Correct statements emphasize evidence, not certainty. For example, rejecting H₀ does not prove the alternative hypothesis is true; it simply indicates that the sample provides statistically significant evidence supporting it. Likewise, failing to reject H₀ does not confirm that the null hypothesis is true. It means only that the test did not detect enough evidence against it given the sample size and variability.

Incorporating Context into the Final Decision

The syllabus stresses the importance of presenting the decision within the context of the research question.

The flowchart connects reject/fail-to-reject decisions to appropriate conclusion statements, reinforcing the requirement to express decisions in context. It helps students understand how statistical evidence shapes the final written conclusion. References to “original claim” add minor extra detail but remain fully aligned with AP expectations. Source.

This means that after determining whether to reject or fail to reject the null hypothesis, the conclusion must translate the statistical result into a meaningful statement about the populations under study.

Strong contextual conclusions include three elements:

  • Decision based on the p-value and α

  • Evidence demonstrated through the significance of results

  • Connection to the real-world variables and populations

For example, rather than stating “Reject H₀ at α = 0.05,” an appropriate contextual conclusion would reference the difference in population means and what that difference implies about the scenario.

Importance of Pre-Determined Significance Level

Setting α before analyzing data ensures objectivity and prevents researchers from manipulating thresholds to achieve desired outcomes. Because α represents a controlled probability of a false-positive conclusion, selecting it ahead of time preserves the integrity of hypothesis testing.

Furthermore, α anchors the formal decision in long-term reasoning: over many repeated studies, a proportion α of tests would be expected to reject a true null hypothesis. In this way, hypothesis testing balances the risks of Type I and Type II errors, acknowledging that decisions are based on probabilities rather than certainties.

Summary of the Decision-Making Steps

  • Determine the significance level (α) before analyzing data.

  • Compute or obtain the p-value from the t-test.

  • Compare the p-value to α.

  • Reject H₀ if p-value ≤ α; fail to reject H₀ if p-value > α.

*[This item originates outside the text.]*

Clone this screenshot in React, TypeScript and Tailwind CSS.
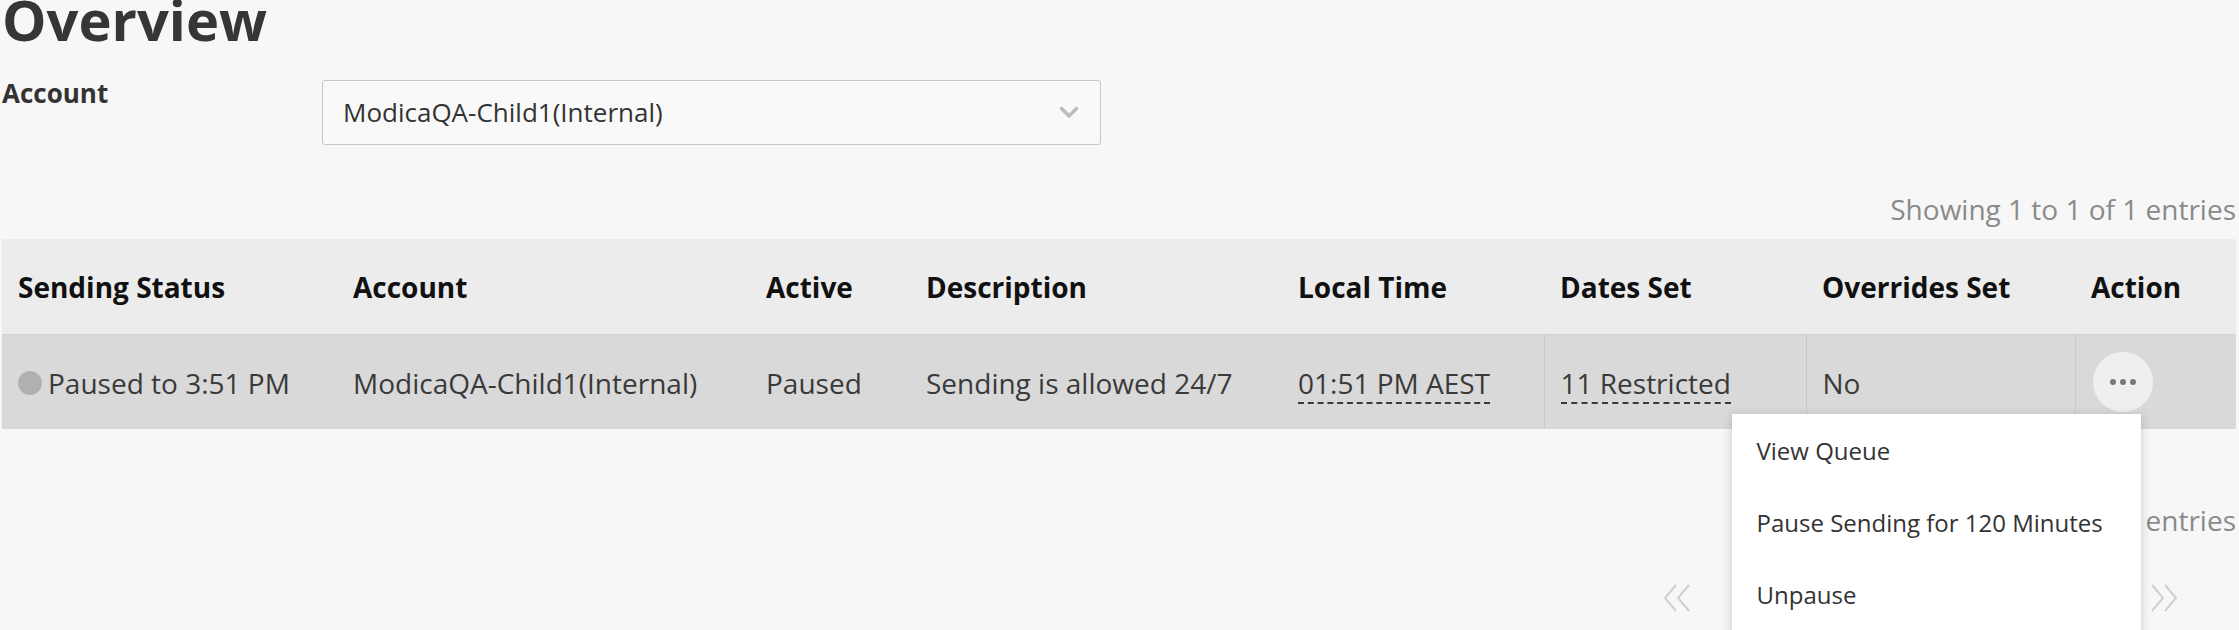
import React from 'react'

interface Column {
  label: string
  width: string
}

const COLUMNS: Column[] = [
  { label: 'Sending Status', width: 'w-[335px]' },
  { label: 'Account', width: 'w-[413px]' },
  { label: 'Active', width: 'w-[160px]' },
  { label: 'Description', width: 'w-[372px]' },
  { label: 'Local Time', width: 'w-[262px]' },
  { label: 'Dates Set', width: 'w-[262px]' },
  { label: 'Overrides Set', width: 'w-[269px]' },
  { label: 'Action', width: 'w-[161px]' },
]

const MENU_ITEMS = ['View Queue', 'Pause Sending for 120 Minutes', 'Unpause']

const ChevronDown = () => (
  <svg width="20" height="13" viewBox="0 0 20 13" fill="none">
    <polyline points="2.5,2.5 10,10 17.5,2.5" stroke="#bcbcbc" strokeWidth="3.5" strokeLinecap="round" strokeLinejoin="round" />
  </svg>
)

const DoubleAngle = ({ dir }: { dir: 'left' | 'right' }) => (
  <svg width="30" height="30" viewBox="0 0 30 30" fill="none">
    {dir === 'left' ? (
      <>
        <polyline points="14,2 3,15 14,28" stroke="#cfcfcf" strokeWidth="2" />
        <polyline points="27,2 16,15 27,28" stroke="#cfcfcf" strokeWidth="2" />
      </>
    ) : (
      <>
        <polyline points="3,2 14,15 3,28" stroke="#cfcfcf" strokeWidth="2" />
        <polyline points="16,2 27,15 16,28" stroke="#cfcfcf" strokeWidth="2" />
      </>
    )}
  </svg>
)

const Dashed = ({ children }: { children: React.ReactNode }) => (
  <span className="inline-block leading-[1.36] border-b-2 border-dashed border-[#3a3a3a]">{children}</span>
)

export default function App() {
  return (
    <div className="min-h-screen w-full overflow-hidden bg-[#f7f7f7] pl-[2px] pr-[3px] font-['Open_Sans',sans-serif] text-[#3a3a3a]">
      <h1 className="text-[56px] leading-[38px] font-bold text-[#363636]">Overview</h1>

      {/* account picker */}
      <div className="mt-[42px] flex items-start">
        <label className="w-[320px] text-[26px] leading-[26px] font-bold text-[#333]">Account</label>
        <div className="flex h-[65px] w-[779px] items-center justify-between rounded-[3px] border border-[#c6c6c6] bg-[#f9f9f9] pl-[20px] pr-[21px]">
          <span className="text-[26px] text-[#333]">ModicaQA-Child1(Internal)</span>
          <ChevronDown />
        </div>
      </div>

      <div className="mt-[45px] text-right text-[28px] leading-[38px] text-[#8a8a8a]">Showing 1 to 1 of 1 entries</div>

      <table className="mt-[11px] w-full table-fixed border-collapse">
        <thead>
          <tr className="bg-[#ececec] border-b border-[#d2d2d2]">
            {COLUMNS.map(col => (
              <th key={col.label} className={`${col.width} h-[95px] pl-[16px] pt-[2px] text-left text-[28px] font-bold text-[#111]`}>
                {col.label}
              </th>
            ))}
          </tr>
        </thead>
        <tbody>
          <tr className="bg-[#d9d9d9] text-[28px] text-[#3a3a3a]">
            <td className="h-[95px] pl-[16px] pt-[2px]">
              <div className="flex items-center gap-[6px]">
                <span className="h-[24px] w-[24px] rounded-full bg-[#b0b0b0]" />
                <span>Paused to 3:51 PM</span>
              </div>
            </td>
            <td className="pl-[16px] pt-[2px]">ModicaQA-Child1(Internal)</td>
            <td className="pl-[16px] pt-[2px]">Paused</td>
            <td className="pl-[16px] pt-[2px]">Sending is allowed 24/7</td>
            <td className="pl-[16px] pt-[2px]">
              <Dashed>01:51 PM AEST</Dashed>
            </td>
            <td className="border-l border-[#c9c9c9] pl-[16px] pt-[2px]">
              <Dashed>11 Restricted</Dashed>
            </td>
            <td className="border-l border-[#c9c9c9] pl-[16px] pt-[2px]">No</td>
            <td className="border-l border-[#c9c9c9] pl-[17px]">
              <div className="relative h-[60px] w-[60px]">
                <button className="flex h-[60px] w-[60px] items-center justify-center gap-[4px] rounded-full bg-[#efefef]">
                  <span className="h-[6px] w-[6px] rounded-full bg-[#777]" />
                  <span className="h-[6px] w-[6px] rounded-full bg-[#777]" />
                  <span className="h-[6px] w-[6px] rounded-full bg-[#777]" />
                </button>
                {/* open action menu */}
                <div className="absolute right-[12px] top-[62px] z-10 w-[409px] bg-white pb-[8px] pt-[1px] shadow-[0_2px_10px_rgba(0,0,0,0.18)]">
                  {MENU_ITEMS.map(item => (
                    <div key={item} className="flex h-[72px] items-center pl-[25px] text-[24px] text-[#333] whitespace-nowrap">
                      {item}
                    </div>
                  ))}
                </div>
              </div>
            </td>
          </tr>
        </tbody>
      </table>

      <div className="mt-[72px] text-right text-[28px] leading-[38px] text-[#8a8a8a]">Showing 1 to 1 of 1 entries</div>

      {/* pager */}
      <div className="mt-[44px] flex justify-end pr-[57px]">
        <div className="flex w-[517px] items-center justify-between">
          <DoubleAngle dir="left" />
          <DoubleAngle dir="right" />
        </div>
      </div>
    </div>
  )
}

  • State the decision clearly and relate it to the context of the population means being compared.

FAQ

Changing the significance level after observing the p-value undermines the integrity of the hypothesis test because it introduces bias.

It effectively allows the researcher to tailor the rules to obtain a preferred outcome, increasing the risk of Type I errors.

In formal statistical practice, alpha must be selected in advance to preserve objectivity and maintain the long-run error rate of the testing procedure.

Failing to reject the null hypothesis reflects insufficient evidence against it, not confirmation that it is true.

The sample may simply not provide strong enough evidence, perhaps due to limited size or high variability.

Saying “accept” implies certainty, which statistical inference cannot provide since decisions are based on probability rather than proof.

Larger samples tend to produce more precise estimates, reducing the standard error and making extreme test statistics more detectable.

This increases the chance of rejecting the null hypothesis when a true effect exists.

Smaller samples may mask meaningful differences, leading to higher p-values and more frequent failures to reject the null hypothesis.

Different significance levels across studies can produce different decisions even when the p-values match.

For example, a p-value of 0.04 leads to rejection at alpha 0.05 but not at alpha 0.01.

Context, risk tolerance, and domain standards influence the choice of alpha, so decisions are not universally identical.

Yes, in certain contexts. A single p-value does not capture all aspects of the data.

For instance:

  • A large p-value alongside a large sample size might still suggest a practically meaningful difference

  • A wide confidence interval may show values of interest even if the p-value exceeds alpha.

Interpretation must consider the context, not just the numerical comparison to alpha.

Practice Questions

Question 1 (1–3 marks)
A researcher tests whether the mean concentration of a chemical in a river differs from a known safe level of 12.0 mg/L. The significance level is set at α = 0.05.
The p-value from the test is 0.028.
State the formal decision the researcher should make and justify it using the decision rule for hypothesis testing.

Question 1

  • 1 mark for correctly comparing the p-value to α.

    • Statement such as: "0.028 is less than 0.05."

  • 1 mark for the correct decision.

    • "Reject the null hypothesis."

  • 1 mark for contextual justification.

    • E.g., "There is sufficient evidence to conclude that the true mean concentration differs from 12.0 mg/L."

Question 2 (4–6 marks)
A sports scientist investigates whether a new training method affects the average sprint time of athletes. The null hypothesis states that the mean sprint time is equal to the current average of 10.4 seconds.
A one-sample t-test is carried out at the 5% significance level and produces a p-value of 0.18.

(a) Using the decision rule involving the p-value and alpha, state whether the null hypothesis should be rejected or not.
(b) Explain, in context, what this decision means regarding the effectiveness of the new training method.
(c) Give one reason why failing to reject the null hypothesis does not prove that the training method has no effect.

Question 2

(a)

  • 1 mark for stating that the p-value (0.18) is greater than α (0.05).

  • 1 mark for correct decision: "Fail to reject the null hypothesis."

(b)

  • 1–2 marks for a clear contextual interpretation.

    • Must refer to sprint times and the new training method.

    • Example earning full credit: "There is not sufficient statistical evidence to conclude that the new training method changes the average sprint time from 10.4 seconds."

(c)

  • 1–2 marks for a correct explanation of why failing to reject H0 does not prove it true.

    • Acceptable points include:

      • Lack of evidence is not proof of no effect.

      • The sample size may be too small to detect a real difference.

      • The data may have too much variability.